An inner body or rotor 24 is received within the cavity 20. The rotor 24 has axially spaced end faces 26 adjacent the outer body end wall 14 and a peripheral face 28 extending therebetween. The peripheral surface 28 defines three circumferentially spaced apart apex portions 30 and a generally triangular profile having outwardly arcuate sides 36. The apex portions 30 sealingly engage the inner surface of the peripheral wall 18 to form three rotating combustion chambers 32 between the inner rotor 24 and the outer body 12. The geometric axis of the rotor 24 is offset from and parallel to the axis of the outer body 12.

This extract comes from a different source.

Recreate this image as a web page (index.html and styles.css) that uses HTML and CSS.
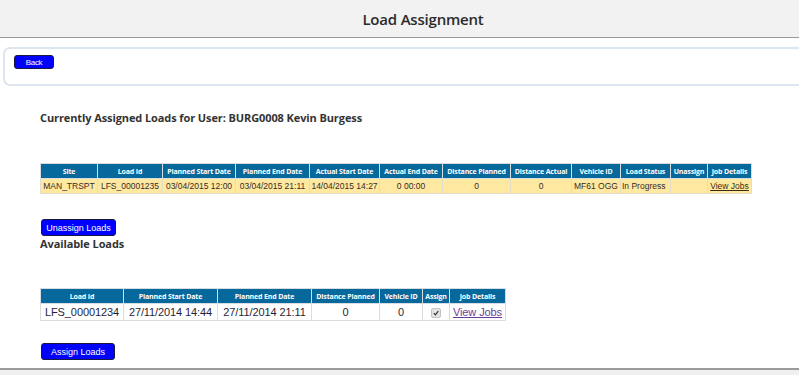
FILE: index.html
```html
<!DOCTYPE html>
<html>
<head>
<meta charset="utf-8">
<link rel="stylesheet" href="styles.css">
</head>
<body>
<header class="topbar"><h1 class="title">Load Assignment</h1></header>
<div class="panel"><button class="btn btn-back">Back</button></div>
<main class="content">
  <h2 class="heading heading-first">Currently Assigned Loads for User: BURG0008 Kevin Burgess</h2>
  <table class="grid grid-assigned">
    <colgroup>
      <col style="width:57px"><col style="width:65px"><col style="width:73px"><col style="width:74px"><col style="width:70px"><col style="width:63px"><col style="width:68px"><col style="width:61px"><col style="width:49px"><col style="width:50px"><col style="width:37px"><col style="width:44px">
    </colgroup>
    <thead>
      <tr><th>Site</th><th>Load Id</th><th>Planned Start Date</th><th>Planned End Date</th><th>Actual Start Date</th><th>Actual End Date</th><th>Distance Planned</th><th>Distance Actual</th><th>Vehicle ID</th><th>Load Status</th><th>Unassign</th><th>Job Details</th></tr>
    </thead>
    <tbody>
      <tr><td>MAN_TRSPT</td><td>LFS_00001235</td><td>03/04/2015 12:00</td><td>03/04/2015 21:11</td><td>14/04/2015 14:27</td><td class="c">0 00:00</td><td class="c">0</td><td class="c">0</td><td>MF61 OGG</td><td class="l">In Progress</td><td></td><td><a class="joblink dark" href="#">View Jobs</a></td></tr>
    </tbody>
  </table>
  <button class="btn btn-unassign">Unassign Loads</button>
  <h2 class="heading heading-second">Available Loads</h2>
  <table class="grid grid-available">
    <colgroup>
      <col style="width:83px"><col style="width:94px"><col style="width:94px"><col style="width:68px"><col style="width:43px"><col style="width:27px"><col style="width:56px">
    </colgroup>
    <thead>
      <tr><th>Load Id</th><th>Planned Start Date</th><th>Planned End Date</th><th>Distance Planned</th><th>Vehicle ID</th><th>Assign</th><th>Job Details</th></tr>
    </thead>
    <tbody>
      <tr><td>LFS_00001234</td><td>27/11/2014 14:44</td><td>27/11/2014 21:11</td><td>0</td><td>0</td><td><span class="chk"><svg width="6" height="6" viewBox="0 0 6 6"><path d="M0.8 3.2 L2.4 4.8 L5.3 1.2" fill="none" stroke="#333" stroke-width="1.2"/></svg></span></td><td><a class="joblink" href="#">View Jobs</a></td></tr>
    </tbody>
  </table>
  <button class="btn btn-assign">Assign Loads</button>
</main>
<footer class="footer"></footer>
</body>
</html>
```

FILE: styles.css
```css
html, body {
  margin: 0;
  padding: 0;
  background: #ffffff;
  font-family: "Liberation Sans", Arial, sans-serif;
  color: #333333;
  overflow: hidden;
}

.topbar {
  height: 37px;
  background: #f2f2f2;
  border-bottom: 1px solid #9a9a9a;
  box-sizing: content-box;
  display: flex;
  align-items: center;
  justify-content: center;
  padding-left: 47px;
}

.title {
  margin: 0;
  font-family: "Open Sans", sans-serif;
  font-weight: 600;
  font-size: 15px;
  color: #2b2b2b;
  letter-spacing: -0.2px;
}

.panel {
  margin: 9px -10px 0 3px;
  border: 2px solid #dde6f0;
  border-radius: 7px;
  height: 29px;
  box-sizing: content-box;
  padding: 6px 10px 0 9px;
}

.btn {
  display: block;
  background: #0000ff;
  color: #ffffff;
  border: 1px solid #1a1a40;
  border-radius: 3px;
  font-family: "Liberation Sans", Arial, sans-serif;
  font-size: 9px;
  padding: 0;
  margin: 0;
  cursor: pointer;
}

.btn-back {
  width: 40px;
  height: 14px;
  font-size: 8px;
  letter-spacing: -0.3px;
}

.content {
  padding-left: 40px;
}

.heading {
  margin: 0;
  font-family: "Open Sans", sans-serif;
  font-weight: 700;
  font-size: 11px;
  color: #333333;
  line-height: 15px;
  letter-spacing: -0.1px;
}

.heading-first {
  margin-top: 24px;
}

.grid {
  border-collapse: collapse;
  table-layout: fixed;
}

.grid-assigned {
  margin-top: 38px;
}

.grid th {
  background: #07689b;
  color: #ffffff;
  font-family: "Open Sans", sans-serif;
  font-weight: 700;
  font-size: 7px;
  letter-spacing: -0.15px;
  height: 14px;
  padding: 0;
  border: 1px solid #d8dde3;
  text-align: center;
  white-space: nowrap;
  overflow: hidden;
}

.grid td {
  padding: 0 1px;
  white-space: nowrap;
  overflow: hidden;
  text-align: center;
}

.grid-assigned td {
  background: #ffe9a0;
  border: 1px solid #e2dcc8;
  font-size: 8.5px;
  height: 14px;
  color: #3a2a2a;
}

.grid-assigned td.l {
  text-align: left;
}

.grid-available {
  margin-top: 37px;
}

.grid-available th {
  height: 14px;
}

.grid-available td {
  border: 1px solid #dcdcdc;
  font-size: 11px;
  height: 16px;
  color: #1f1f3a;
  letter-spacing: -0.1px;
}

.joblink {
  color: #6a3d9a;
  text-decoration: underline;
}

.joblink.dark {
  color: #3a2a10;
}

.chk {
  display: inline-flex;
  align-items: center;
  justify-content: center;
  width: 8px;
  height: 8px;
  border-radius: 2px;
  background: #e4e4e4;
  border: 1px solid #c4c4c4;
  vertical-align: middle;
}

.btn-unassign {
  margin: 25px 0 0 1px;
  width: 75px;
  height: 17px;
}

.btn-assign {
  margin: 22px 0 0 1px;
  width: 74px;
  height: 17px;
}

.footer {
  position: absolute;
  left: 0;
  right: 0;
  top: 368px;
  height: 20px;
  background: #f0f0f0;
  border-top: 2px solid #9a9a9a;
}
```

The combustion chamber 32 is sealed. In the illustrated embodiment, each rotor apex portion 30 has an apex seal 52, the apex seal 52 extending from one end face 26 to the other and being biased radially outwardly against the peripheral wall 18. An end seal 54 engages each end of each apex seal 52 and is biased against the respective end wall 14. Each end face 26 of the rotor 24 has at least one arcuate face seal 60, the arcuate face seal 60 extending from each apex portion 30 to each adjacent apex portion 30, adjacent to but within the periphery of the rotor throughout its length, in sealing engagement with the end seals 54 adjacent each end thereof, and biased into sealing engagement with the adjacent end wall 14. Alternative sealing arrangements are also possible.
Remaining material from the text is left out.